The following are the observations and considerations while integrating with vCenter, and a Service Engine is marked down due to a host failure:

Existing Service Engines are available in the Service Engine Group and have capacity

When existing Service Engines are available for the virtual services to be placed on in case of an SE failure, the Avi Controller programs the Virtual Services on the SEs immediately. This is a standard Avi functionality, irrespective of VMware HA configuration.

Service Engines in the Service Engine Group do not have capacity

When the Controller is unable to deploy another Service Engine as the SE Group’s maximum SE capacity has been reached and no existing SEs have additional capacity, vSphere HA will restart the failed Service Engine VMs on a different ESXi host. As per Avi’s test qualifications, this operation takes 2-3 minutes.

When the Controller needs to deploy another Service Engine (in write access mode) as the existing SEs do not have capacity, the Controller will initiate deployment of a new Service Engine VM. As per Avi’s test qualifications, this operation takes 4-5 minutes.

Service Engine workloads running on VMware DRS enabled cluster

vCenter administrator need to ensure that all the ESXi hosts that are part of VMware DRS enabled cluster and going to host Service Engine workloads have the following configuration:

  • vSwtich0 created with no Physical Adapters attached (Internal only switch).

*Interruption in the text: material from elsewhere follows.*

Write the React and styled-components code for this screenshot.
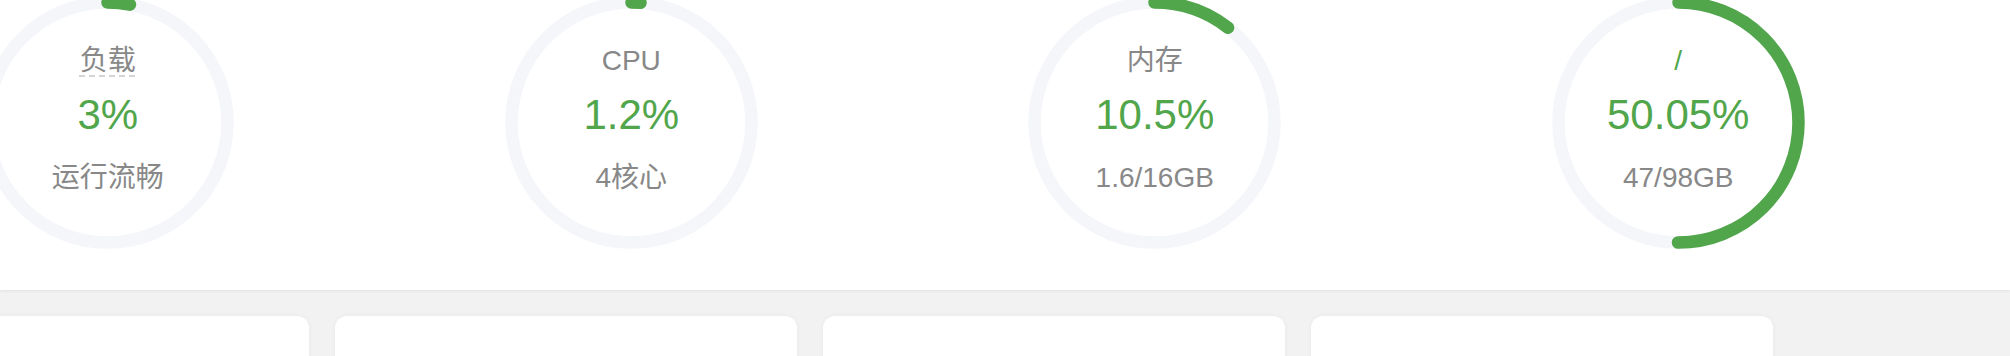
import React from "react"
import styled, { createGlobalStyle } from "styled-components"

const GlobalStyle = createGlobalStyle`
    html, body {
        margin: 0;
        padding: 0;
        background: #f2f2f2;
        overflow: hidden;
        font-family: "Liberation Sans", "Noto Sans CJK SC", sans-serif;
    }
`

const gauges = [
    { label: "负载", value: 3, text: "3%", sub: "运行流畅", hint: true },
    { label: "CPU", value: 1.2, text: "1.2%", sub: "4核心" },
    { label: "内存", value: 10.5, text: "10.5%", sub: "1.6/16GB" },
    { label: "/", value: 50.05, text: "50.05%", sub: "47/98GB", link: true },
]

const SIZE = 253
const R = 120
const CIRC = 2 * Math.PI * R

const Gauge = ({ label, value, text, sub, hint, link }) => {
    return (
        <GaugeBox>
            <Ring width={SIZE} height={SIZE} viewBox={`0 0 ${SIZE} ${SIZE}`}>
                <circle cx={SIZE / 2} cy={SIZE / 2} r={R} fill="none" stroke="#f4f6fa" strokeWidth="12.5" />
                <circle
                    cx={SIZE / 2}
                    cy={SIZE / 2}
                    r={R}
                    fill="none"
                    stroke="#51a64b"
                    strokeWidth="12.5"
                    strokeLinecap="round"
                    strokeDasharray={`${(CIRC * value) / 100} ${CIRC}`}
                    transform={`rotate(-90 ${SIZE / 2} ${SIZE / 2})`}
                />
            </Ring>
            <GaugeText>
                <Label $hint={hint} $link={link}>{label}</Label>
                <Percent>{text}</Percent>
                <Sub>{sub}</Sub>
            </GaugeText>
        </GaugeBox>
    )
}

const App = () => {
    return (
        <Page>
            <GlobalStyle />
            <StatusPanel>
                <GaugeRow>
                    {gauges.map((g) => (
                        <GaugeCol key={g.label}>
                            <Gauge {...g} />
                        </GaugeCol>
                    ))}
                </GaugeRow>
            </StatusPanel>
            <CardRow>
                <Card />
                <Card />
                <Card />
                <Card />
            </CardRow>
        </Page>
    )
}

export default App


const Page = styled.div`
    width: 2010px;
    height: 356px;
    overflow: hidden;
`

const StatusPanel = styled.div`
    margin-top: -4px;
    padding-bottom: 41px;
    background: #fff;
    box-shadow: 0 1px 3px rgba(0, 0, 0, .07);
`

const GaugeRow = styled.div`
    display: grid;
    grid-template-columns: repeat(4, 523.5px);
    margin-left: -154px;
`

const GaugeCol = styled.div`
    display: flex;
    justify-content: center;
`

const GaugeBox = styled.div`
    display: grid;
    place-items: center;
    width: ${SIZE}px;
    height: ${SIZE}px;

    > * {
        grid-area: 1 / 1;
    }
`

const Ring = styled.svg`
    display: block;
`

const GaugeText = styled.div`
    display: flex;
    flex-direction: column;
    align-items: center;
    text-align: center;
    margin-top: -6px;
`

const Label = styled.span`
    margin-bottom: 4px;
    font-size: 28px;
    line-height: 40px;
    color: ${(p) => (p.$link ? "#51a64b" : "#888")};
    text-decoration: ${(p) => (p.$hint ? "underline dashed #d4d4d4" : "none")};
    text-decoration-thickness: 2px;
    text-underline-offset: 5px;
`

const Percent = styled.span`
    margin-top: 2px;
    font-size: 42px;
    line-height: 56px;
    color: #51a64b;
`

const Sub = styled.span`
    margin-top: 15px;
    font-size: 28px;
    line-height: 40px;
    color: #888;
`

const CardRow = styled.div`
    display: flex;
    gap: 26px;
    margin-left: -153px;
    padding-top: 26px;
`

const Card = styled.div`
    flex: 0 0 462px;
    height: 200px;
    background: #fff;
    border-radius: 12px;
    box-shadow: 0 0 6px rgba(0, 0, 0, .04);
`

  • vSwitch0 should have the Virtual Machine Port Group for a Standard Switch PG created with the name set to Avi Internal.

Live vMotion Migrations

The behavior with pro-active vMotion migration of Controllers and Service Engines is the same as listed in Deploying Avi Vantage in vSphere DRS Enabled.

vSphere HA for SE

The virtual service operational availability and time taken for switchover in case of vSphere HA failover for SE is as follows:

VS Slot availability VS Placement/Switchover Time VS Recovery by AVI or vSphere HA
VS slots available in other SE [VS is already scaled out]. VS switches over to the available SE and the time it take for the switchover is as mentioned in Service Engine Failure Detection guide. VS recovers before vSphere HA brings up the SE.
VS Slots available in other SE [VS is not scaled out]. VS switch to other SE takes around a minute - [Based on Default Controller - SE detection time] VS recovers before vSphere HA brings up the SE.
VS slots NOT available in other SEs in the SE Group. Detection time is same as in case 1. The Controller spins a new SE, based on SE group capacity. The VS will be placed on the new SE. The VS will get placed on new SE and approximate time would be 3 to 5 mins.

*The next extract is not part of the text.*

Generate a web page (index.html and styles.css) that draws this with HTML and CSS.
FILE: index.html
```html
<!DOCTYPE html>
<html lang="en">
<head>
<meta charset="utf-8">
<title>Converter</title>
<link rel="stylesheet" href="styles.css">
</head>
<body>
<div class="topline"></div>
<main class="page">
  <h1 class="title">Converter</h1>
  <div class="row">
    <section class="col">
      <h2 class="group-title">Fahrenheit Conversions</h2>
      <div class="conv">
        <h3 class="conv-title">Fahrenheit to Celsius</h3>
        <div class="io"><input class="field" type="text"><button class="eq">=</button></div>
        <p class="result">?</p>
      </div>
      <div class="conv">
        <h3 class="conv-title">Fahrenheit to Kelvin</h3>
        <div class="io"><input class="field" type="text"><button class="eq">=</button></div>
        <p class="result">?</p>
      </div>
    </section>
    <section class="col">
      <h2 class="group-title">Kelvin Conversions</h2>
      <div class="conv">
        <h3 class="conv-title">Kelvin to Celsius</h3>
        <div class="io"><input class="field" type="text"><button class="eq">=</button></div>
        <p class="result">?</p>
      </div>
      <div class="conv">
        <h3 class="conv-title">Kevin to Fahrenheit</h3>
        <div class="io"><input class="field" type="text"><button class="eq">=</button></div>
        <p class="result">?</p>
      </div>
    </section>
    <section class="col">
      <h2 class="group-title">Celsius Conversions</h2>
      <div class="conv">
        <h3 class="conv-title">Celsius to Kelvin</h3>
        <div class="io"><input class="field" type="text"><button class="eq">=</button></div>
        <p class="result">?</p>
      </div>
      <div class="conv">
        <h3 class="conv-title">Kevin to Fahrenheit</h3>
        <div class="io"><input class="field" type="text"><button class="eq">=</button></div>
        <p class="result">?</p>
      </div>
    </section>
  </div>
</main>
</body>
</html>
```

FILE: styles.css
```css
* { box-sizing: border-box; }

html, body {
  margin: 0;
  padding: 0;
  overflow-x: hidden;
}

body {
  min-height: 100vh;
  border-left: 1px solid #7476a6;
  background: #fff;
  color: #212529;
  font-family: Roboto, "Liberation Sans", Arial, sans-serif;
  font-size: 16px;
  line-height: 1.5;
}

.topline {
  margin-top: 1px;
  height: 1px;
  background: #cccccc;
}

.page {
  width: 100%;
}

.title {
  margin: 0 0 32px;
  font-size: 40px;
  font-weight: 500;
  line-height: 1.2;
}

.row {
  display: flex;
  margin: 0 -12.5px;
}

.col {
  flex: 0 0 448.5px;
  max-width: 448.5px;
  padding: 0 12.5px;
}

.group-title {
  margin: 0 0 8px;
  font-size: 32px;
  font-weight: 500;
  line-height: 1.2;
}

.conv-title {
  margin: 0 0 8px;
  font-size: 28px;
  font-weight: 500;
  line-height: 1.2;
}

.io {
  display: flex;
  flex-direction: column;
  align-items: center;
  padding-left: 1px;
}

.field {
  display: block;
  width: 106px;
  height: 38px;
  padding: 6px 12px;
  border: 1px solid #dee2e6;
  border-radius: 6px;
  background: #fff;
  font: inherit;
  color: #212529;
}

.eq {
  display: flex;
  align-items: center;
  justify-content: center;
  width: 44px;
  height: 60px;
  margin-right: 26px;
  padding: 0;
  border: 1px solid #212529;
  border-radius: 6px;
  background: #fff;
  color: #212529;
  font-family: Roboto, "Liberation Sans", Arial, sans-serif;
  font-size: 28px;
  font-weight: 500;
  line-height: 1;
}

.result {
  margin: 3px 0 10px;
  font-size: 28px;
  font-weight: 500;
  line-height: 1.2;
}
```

Deploying Avi Vantage in vSphere DRS Enabled

Avi Controller Clusters

Avi Vantage supports the Controller clusters when deployed on hosts with vSphere DRS enabled.

vSphere DRS ensures that the Controllers VMs are available during the vMotion of a Controller VM node.

Note: There may be a momentary loss of real-time metrics data and latency during API calls to the Controller during the live vMotion window.

Avi Service Engines

Avi Vantage supports Service Engines while deploying on hosts with vSphere DRS enabled.

Deployment Prerequisites

Use of Level-5 (Aggressive) migration level is not recommended as vMotion of Service Engines can happen due to high CPU alarms in normal course of operation. For more details on high CPU utilization for Avi Services Engines as reported by the hypervisor, refer to Why does a hypervisor or a host report high CPU utilization of Avi Service Engine?

Impact on Application (Data-Plane) Traffic

Note: The following data are based on Avi Vantage’s qualification in a representative test topology.

  • vMotion results in data-plane reconfiguration at the hypervisor level. Avi Vantage’s observations with various application protocols is as follows:

    • In case of TCP based applications, the TCP protocol’s retry mechanism resolves any lost packets, without impacting the application. No traffic loss was observed.

    • In case of UDP or ICMP based applications, there is a possibility of traffic failures during a small time window. A traffic loss for 15-30ms was observed.

  • During vMotion, the Avi Controllers and other Service Engines may register a momentary loss of data-plane heartbeats to the Service Engine being vMotioned. This is manifested by the following events in succession, being generated and visible on the Controller:

    • SE_DP_HB_FAILED , followed by

    • SE_DP_HB_RECOVERED

This sequence of events can be ignored when it has occurred during the time of vMotion and has subsequently recovered.